A tear appears in Stanton's eye when he says, "It's hard to say goodbye. It's hard to imagine that someone's life that affects yours, and all the other people around her is going to end."
What's been hammered home to family members in recent weeks is one of the tragic repercussions of Katrina. They've been told Madonna may never come off the transplant waiting list, in part because organ donations in Mississippi and Louisiana have dropped 14% since the storm.
"Besides all of the negative things that came out of Katrina, this is one that we can fight as a community," Stanton says.

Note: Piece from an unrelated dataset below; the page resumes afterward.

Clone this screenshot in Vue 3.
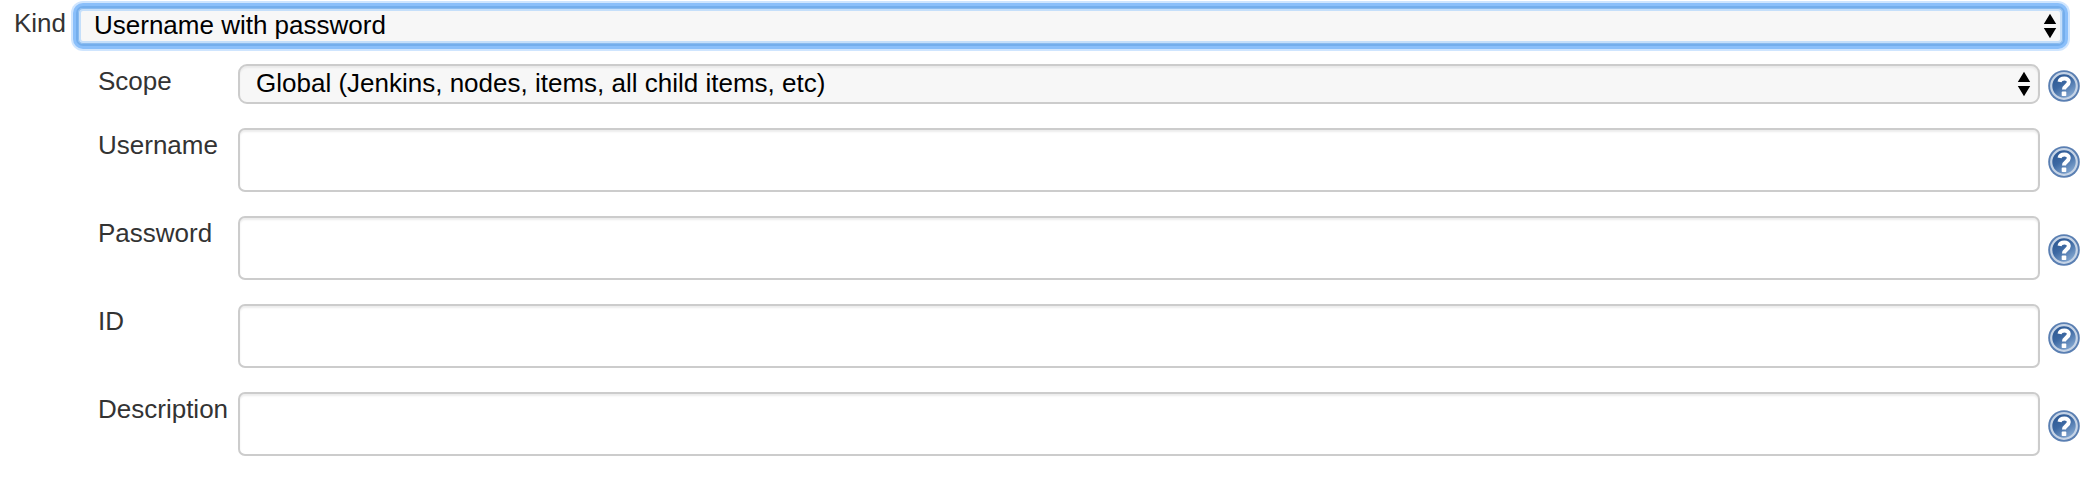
<script setup>
const fields = ['Username', 'Password', 'ID', 'Description']
</script>

<template>
  <main class="form">
    <div class="kind-row">
      <label class="label">Kind</label>
      <div class="select focused">
        <span>Username with password</span>
        <svg class="arrows" width="12" height="24" viewBox="0 0 12 24"><path d="M6 -.3 12.2 10H-.2zM6 24.3 12.2 14H-.2z" /></svg>
      </div>
    </div>
    <div class="row scope-row">
      <label class="label">Scope</label>
      <div class="select">
        <span>Global (Jenkins, nodes, items, all child items, etc)</span>
        <svg class="arrows" width="12" height="24" viewBox="0 0 12 24"><path d="M6 -.3 12.2 10H-.2zM6 24.3 12.2 14H-.2z" /></svg>
      </div>
      <svg class="help" viewBox="0 0 32 32"><use href="#help-icon" /></svg>
    </div>
    <div v-for="name in fields" :key="name" class="row">
      <label class="label" :for="name">{{ name }}</label>
      <input :id="name" class="input" type="text" />
      <svg class="help" viewBox="0 0 32 32"><use href="#help-icon" /></svg>
    </div>
    <svg class="defs" width="0" height="0">
      <defs>
        <linearGradient id="help-fill" x1="0.1" y1="0" x2=".8" y2="1">
          <stop offset="0" stop-color="#2a5590" />
          <stop offset=".45" stop-color="#3c68a2" />
          <stop offset="1" stop-color="#8fb1d8" />
        </linearGradient>
        <symbol id="help-icon" viewBox="0 0 32 32">
          <circle cx="16" cy="16" r="15.8" fill="#5a7fb2" />
          <circle cx="16" cy="16" r="12.8" fill="url(#help-fill)" stroke="#c6d4e6" stroke-width="2.2" />
          <path d="M11.5 11.9C12.3 7.6 20.8 7.3 20.8 12.1C20.8 15.7 16 15.6 16 19.6" fill="none" stroke="#fff" stroke-width="4" />
          <rect x="13.7" y="21.6" width="4.6" height="4.4" rx=".8" fill="#fff" />
        </symbol>
      </defs>
    </svg>
  </main>
</template>

<style>
body {
  margin: 0;
  background: #fff;
}
</style>

<style scoped>
.form {
  box-sizing: border-box;
  width: 2100px;
  height: 504px;
  padding-top: 6px;
  overflow: hidden;
  background: #fff;
  font: 26px/30px "Liberation Sans", Arial, sans-serif;
  color: #333;
}
.kind-row {
  display: grid;
  grid-template-columns: 62px 1989px;
  padding-left: 14px;
  height: 40px;
}
.row {
  display: grid;
  grid-template-columns: 140px 1802px 40px;
  padding-left: 98px;
  height: 64px;
  margin-bottom: 24px;
}
.scope-row {
  height: 40px;
  margin-top: 18px;
}
.label {
  padding-top: 2px;
  white-space: nowrap;
}
.select {
  box-sizing: border-box;
  display: flex;
  justify-content: space-between;
  height: 40px;
  padding: 2px 8px 0 16px;
  border: 2px solid #ccc;
  border-radius: 9px;
  background: #f7f7f7;
  box-shadow: inset 0 2px 2px rgba(0, 0, 0, 0.055);
  color: #000;
}
.focused {
  padding-right: 7px;
  border-color: #74aeec;
  border-radius: 7px;
  box-shadow: 0 0 0 3px #8abffa, 0 0 0 5px #cfe5fe, inset 0 0 0 1px #8abbef, inset 0 0 0 3px #c5dffa;
}
.arrows {
  margin-top: 4px;
  overflow: visible;
}
.input {
  box-sizing: border-box;
  width: 100%;
  height: 64px;
  margin: 0;
  padding: 8px 12px;
  border: 2px solid #ccc;
  border-radius: 7px;
  outline: none;
  background: #fff;
  box-shadow: inset 0 2px 2px rgba(0, 0, 0, 0.075);
  font: inherit;
}
.help {
  display: block;
  width: 32px;
  height: 32px;
  margin: 18px 0 0 8px;
}
.scope-row .help {
  margin-top: 6px;
}
.defs {
  display: block;
}
</style>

He thinks people can "get together and pay attention to the organ donor awareness program, and be an organ donor. It not only affects the donor recipient, but everyone in their life."
Madonna Walter is a wife, and a mother of two. On the entryway into her family's office are dozens of cards and get well wishes.
Stanton called his 47 year old sister "a pistol. She's a fighter."
Besides Stanton, she has three other brothers and four other sisters. They're all wearing green "give the gift of life" bracelets. One of the sisters in Chicago has contacted advertising agencies. As a result of her work, billboards will soon go up in Jackson, urging families to think about organ donations.
"It's frustrating that there are only a few things you can do like put on the awareness program, and pray for her," says Stanton.
He realizes his sister may never see the floor he's putting in her Diamondhead bedroom, and that's "hard". He also knows his family's crusade to push for more organ donations may not save Madonna. But it could save someone else.
"And that's what she would want," says Stanton.
Kevin Stump represents the Mississippi Organ Recovery Agency. He said the "emotional toll on families" since the hurricane has made many of them shy away from organ donation decisions. Before the storm, 65% of the people contacted by his agency agreed to make an organ donation. That percentage dropped to 51% after the storm.
"They've been through enough," says Stump, "and don't want to help others right now."
Stump said state lawmakers will consider a bill in January that sets up an organ donor registry. That way, if you want your organs used after you die, your wish will be on file.